Identifying these safeguarding patterns changes the nature of the problem.
Instead of asking, “How do I let go?” the question becomes, “What has my cognition been protecting that the system doesn’t yet know how to protect on its own?”
In practice, executive safeguarding often shows up in predictable places:
- Decisions that move only after founder alignment
- Leadership teams that execute well but pause at trade-offs
- Standards that hold through intervention rather than structure
- Strategy that competes with the need to stabilize execution
Once these patterns are visible, sustainability becomes attainable.
The work shifts from personal capacity to system design. From managing involvement to redesigning decision architecture. From hoping the business can hold without you to knowing exactly what must be externalized for it to do so.

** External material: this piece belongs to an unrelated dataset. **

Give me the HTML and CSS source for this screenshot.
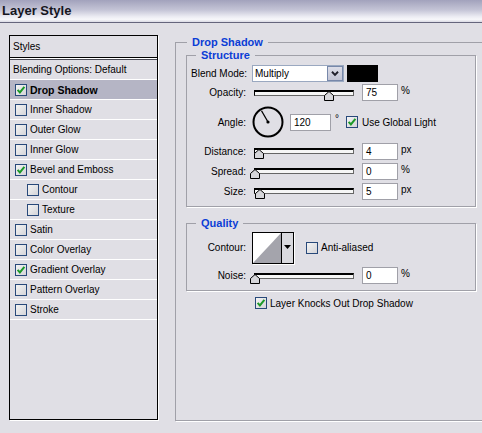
FILE: index.html
```html
<!DOCTYPE html>
<html lang="en">
<head>
    <meta charset="UTF-8">
    <title>Layer Style</title>
    <link rel="stylesheet" href="styles.css">
</head>
<body>

    <div class="titlebar">Layer Style</div>

    <div class="dialog">
        <!-- Left column: list of effects -->
        <div class="styles-panel">
            <div class="styles-head">Styles</div>
            <ul class="styles-list">
                <li class="style-item plain">Blending Options: Default</li>
                <li class="style-item is-selected"><span class="check"><svg viewBox="0 0 10 10"><path d="M1.6 4.8 L3.9 7.4 L8.4 1.8"/></svg></span>Drop Shadow</li>
                <li class="style-item"><span class="check"></span>Inner Shadow</li>
                <li class="style-item"><span class="check"></span>Outer Glow</li>
                <li class="style-item"><span class="check"></span>Inner Glow</li>
                <li class="style-item"><span class="check"><svg viewBox="0 0 10 10"><path d="M1.6 4.8 L3.9 7.4 L8.4 1.8"/></svg></span>Bevel and Emboss</li>
                <li class="style-item sub"><span class="check"></span>Contour</li>
                <li class="style-item sub"><span class="check"></span>Texture</li>
                <li class="style-item"><span class="check"></span>Satin</li>
                <li class="style-item"><span class="check"></span>Color Overlay</li>
                <li class="style-item"><span class="check"><svg viewBox="0 0 10 10"><path d="M1.6 4.8 L3.9 7.4 L8.4 1.8"/></svg></span>Gradient Overlay</li>
                <li class="style-item"><span class="check"></span>Pattern Overlay</li>
                <li class="style-item"><span class="check"></span>Stroke</li>
            </ul>
        </div>

        <!-- Right column: settings of the selected effect -->
        <fieldset class="group group-main">
            <legend>Drop Shadow</legend>

            <fieldset class="group group-sub structure">
                <legend>Structure</legend>

                <div class="row row-blend">
                    <span class="row-label">Blend Mode:</span>
                    <div class="select">
                        <span class="select-value">Multiply</span>
                        <span class="select-btn"><svg viewBox="0 0 16 15"><path d="M4.5 5.5 L8 9 L11.5 5.5"/></svg></span>
                    </div>
                    <span class="swatch"></span>
                </div>

                <div class="row row-slider">
                    <span class="row-label">Opacity:</span>
                    <div class="slider"><div class="track"><span class="thumb" style="left: 75%"><svg viewBox="0 0 10 10"><polygon points="0.5,9.5 0.5,4.5 5,0.5 9.5,4.5 9.5,9.5"/></svg></span></div></div>
                    <span class="num">75</span>
                    <span class="unit">%</span>
                </div>

                <div class="row row-angle">
                    <span class="row-label">Angle:</span>
                    <svg class="dial" viewBox="0 0 32 32">
                        <circle cx="16" cy="16" r="14.5"/>
                        <line x1="16" y1="16" x2="9.5" y2="4.7"/>
                        <circle class="dial-dot" cx="16" cy="16" r="1.6"/>
                    </svg>
                    <span class="num num-wide">120</span>
                    <span class="unit deg">°</span>
                    <span class="check global"><svg viewBox="0 0 10 10"><path d="M1.6 4.8 L3.9 7.4 L8.4 1.8"/></svg></span>
                    <span class="check-label wide">Use Global Light</span>
                </div>

                <div class="row row-slider row-short">
                    <span class="row-label">Distance:</span>
                    <div class="slider"><div class="track"><span class="thumb" style="left: 4.5%"><svg viewBox="0 0 10 10"><polygon points="0.5,9.5 0.5,4.5 5,0.5 9.5,4.5 9.5,9.5"/></svg></span></div></div>
                    <span class="num">4</span>
                    <span class="unit">px</span>
                </div>

                <div class="row row-slider row-short">
                    <span class="row-label">Spread:</span>
                    <div class="slider"><div class="track"><span class="thumb" style="left: 0%"><svg viewBox="0 0 10 10"><polygon points="0.5,9.5 0.5,4.5 5,0.5 9.5,4.5 9.5,9.5"/></svg></span></div></div>
                    <span class="num">0</span>
                    <span class="unit">%</span>
                </div>

                <div class="row row-slider row-short">
                    <span class="row-label">Size:</span>
                    <div class="slider"><div class="track"><span class="thumb" style="left: 5%"><svg viewBox="0 0 10 10"><polygon points="0.5,9.5 0.5,4.5 5,0.5 9.5,4.5 9.5,9.5"/></svg></span></div></div>
                    <span class="num">5</span>
                    <span class="unit">px</span>
                </div>
            </fieldset>

            <fieldset class="group group-sub quality">
                <legend>Quality</legend>

                <div class="row row-contour">
                    <span class="row-label">Contour:</span>
                    <div class="contour">
                        <svg class="contour-preview" viewBox="0 0 28 30" preserveAspectRatio="none">
                            <rect width="28" height="30" fill="#fff"/>
                            <polygon points="0,30 28,0 28,30" fill="#a4a4ac"/>
                        </svg>
                        <span class="contour-btn"><svg viewBox="0 0 7 4"><polygon points="0,0 7,0 3.5,4"/></svg></span>
                    </div>
                    <span class="check aa"></span>
                    <span class="check-label">Anti-aliased</span>
                </div>

                <div class="row row-slider">
                    <span class="row-label">Noise:</span>
                    <div class="slider"><div class="track"><span class="thumb" style="left: 0%"><svg viewBox="0 0 10 10"><polygon points="0.5,9.5 0.5,4.5 5,0.5 9.5,4.5 9.5,9.5"/></svg></span></div></div>
                    <span class="num">0</span>
                    <span class="unit">%</span>
                </div>
            </fieldset>

            <div class="knockout">
                <span class="check"><svg viewBox="0 0 10 10"><path d="M1.6 4.8 L3.9 7.4 L8.4 1.8"/></svg></span>
                <span class="check-label">Layer Knocks Out Drop Shadow</span>
            </div>
        </fieldset>
    </div>

</body>
</html>
```

FILE: styles.css
```css
/* Basic reset, window is a fixed 482x433 dialog crop */
html, body {
    margin: 0;
    padding: 0;
    width: 100%;
    height: 100%;
    overflow: hidden;
}

body {
    background: #e0dfe5;
    font-family: "Liberation Sans", Arial, sans-serif;
    font-size: 10px;
    color: #000;
}

/* Window title */
.titlebar {
    height: 22px;
    line-height: 22px;
    padding-left: 2px;
    font-size: 13px;
    font-weight: bold;
    color: #16161e;
    border-bottom: 1px solid #65657c;
    background: linear-gradient(to bottom, #a2a2bc 0%, #c4c4d6 45%, #ebebf2 75%, #f7f7fa 88%, #dadae4 100%);
}

.dialog {
    display: flex;
    align-items: flex-start;
    padding: 12px 0 0 9px;
}

/* ---------- Styles list ---------- */
.styles-panel {
    flex: none;
    width: 149px;
    height: 385px;
    box-sizing: border-box;
    border: 1px solid #000;
    box-shadow: 1px 1px 0 #fff;
}

.styles-head {
    height: 21px;
    line-height: 21px;
    padding-left: 3px;
    border-bottom: 1px solid #000;
    box-shadow: 0 1px 0 #fff;
}

.styles-list {
    list-style: none;
    margin: 1px 0 0;
    padding: 0;
    border-top: 1px solid #4a4a55;
}

.style-item {
    display: flex;
    align-items: center;
    gap: 2px;
    height: 19px;
    padding-left: 5px;
    border-bottom: 1px solid #fff;
}

.style-item.plain {
    padding-left: 3px;
}

.style-item.sub {
    padding-left: 17px;
}

.style-item.is-selected {
    background: #b5b5c5;
    font-weight: bold;
    font-size: 10.5px;
}

/* Checkbox with the green tick */
.check {
    flex: none;
    display: inline-block;
    width: 12px;
    height: 12px;
    box-sizing: border-box;
    border: 1px solid #28497a;
    background: linear-gradient(135deg, #f4f4f4 0%, #d4d4d8 100%);
    margin-right: 1px;
}

.check svg {
    display: block;
    width: 10px;
    height: 10px;
}

.check path {
    fill: none;
    stroke: #1d9a29;
    stroke-width: 2;
}

.check-label {
    margin-left: 2px;
}

.check-label.wide {
    margin-left: 3px;
}

/* ---------- Group boxes ---------- */
.group {
    margin: 0;
    border: 1px solid #a0a0a8;
    box-shadow: 1px 1px 0 #fff;
    min-inline-size: 0;
}

.group legend {
    padding: 0 5px;
    font-size: 11px;
    line-height: 13px;
    font-weight: bold;
    color: #0b3dd6;
}

/* The outer box runs off the right edge of the crop, so no right border */
.group-main {
    flex: 1;
    height: 385px;
    box-sizing: border-box;
    margin: 1px 0 0 17px;
    padding: 0 0 0 10px;
    border-right: none;
}

.group-main > legend {
    margin-left: 1px;
}

.group-sub {
    width: 290px;
    box-sizing: border-box;
    padding: 3px 0 5px 4px;
}

.group-sub > legend {
    margin-left: 5px;
}

.quality {
    margin-top: 10px;
    padding: 0 0 4px 4px;
}

/* ---------- Rows ---------- */
.row {
    display: flex;
    align-items: center;
}

.row-label {
    flex: none;
    width: 55px;
    margin-right: 6px;
    text-align: right;
    white-space: nowrap;
}

.row-blend { height: 17px; }
.row-slider { height: 21px; }
.row-short { height: 20px; }
.row-angle { height: 38px; }
.row-contour { height: 35px; }

/* Blend mode dropdown */
.select {
    display: flex;
    width: 92px;
    height: 17px;
    box-sizing: border-box;
    border: 1px solid #9aa8c0;
    background: #fff;
}

.select-value {
    flex: 1;
    padding-left: 2px;
    line-height: 15px;
}

.select-btn {
    width: 16px;
    box-sizing: border-box;
    border: 1px solid #7788aa;
    background: linear-gradient(to bottom, #dcdde8, #c2c4d4);
}

.select-btn svg {
    display: block;
    width: 14px;
    height: 13px;
}

.select-btn path {
    fill: none;
    stroke: #1e1e2a;
    stroke-width: 2.2;
}

.swatch {
    width: 31px;
    height: 17px;
    margin-left: 3px;
    background: #000;
}

/* Slider */
.slider {
    flex: none;
    width: 104px;
    margin-right: 6px;
}

.track {
    position: relative;
    height: 6px;
    margin: 0 2px;
    box-sizing: border-box;
    border: 1px solid #666;
    border-top: 2px solid #000;
    border-left-color: #000;
    background: #f6f6f6;
}

.thumb {
    position: absolute;
    top: -1px;
    width: 10px;
    height: 10px;
    margin-left: -5px;
}

.thumb svg {
    display: block;
    width: 10px;
    height: 10px;
}

.thumb polygon {
    fill: #d6d6da;
    stroke: #000;
    stroke-width: 1;
}

/* Number fields */
.num {
    flex: none;
    width: 36px;
    height: 17px;
    box-sizing: border-box;
    padding-left: 3px;
    line-height: 15px;
    border: 1px solid #a0a0a8;
    background: #fff;
}

.num-wide {
    width: 41px;
}

.unit {
    margin-left: 3px;
    margin-bottom: 4px;
}

.unit.deg {
    margin-left: 4px;
    margin-bottom: 8px;
}

/* Angle dial */
.dial {
    flex: none;
    width: 32px;
    height: 32px;
    margin-right: 6px;
}

.dial circle {
    fill: none;
    stroke: #000;
    stroke-width: 2;
}

.dial line {
    stroke: #000;
    stroke-width: 1.3;
}

.dial .dial-dot {
    fill: #000;
    stroke: none;
}

.check.global {
    margin-left: 7px;
}

/* Contour picker */
.contour {
    display: flex;
    width: 42px;
    height: 32px;
    box-sizing: border-box;
    border: 1px solid #000;
    box-shadow: 1px 1px 0 #fff;
}

.contour-preview {
    display: block;
    width: 28px;
    height: 30px;
}

.contour-btn {
    flex: 1;
    display: flex;
    align-items: center;
    justify-content: center;
    padding-bottom: 2px;
    border-left: 1px solid #000;
    background: #d9d9de;
}

.contour-btn svg {
    width: 7px;
    height: 4px;
}

.check.aa {
    margin-left: 12px;
}

/* Knockout option */
.knockout {
    display: flex;
    align-items: center;
    height: 12px;
    margin: 6px 0 0 69px;
}
```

This is why identifying executive safeguarding is the prerequisite for any sustainable leadership transition.
Reason Three: Sustainability requires design, not executive safeguarding.
This is why solutions focused on delegation, boundaries, or stepping back rarely work on their own. They reduce load without addressing the underlying dependency.
Until executive safeguarding is designed out of the system, the organization will continue to pull the founder back in.
Sustainability becomes possible only when executive cognition is no longer required as infrastructure. That doesn’t mean being less involved. It means externalizing what has been carried internally.
Decision logic.
Judgment standards.
Trade-off frameworks.
Clear accountability.
Until these things are made explicit and embedded into how the organization operates, executive safeguarding will continue to sabotage sustainability, even as it keeps the business stable in the short term.
Sustainability doesn’t come from letting go. It comes from redesign.
If stepping back has felt harder than it should, consider this:
What parts of your thinking are still protecting the business simply because nothing else has been built yet?
That question alone often changes how founders understand their role, and what actually needs to change.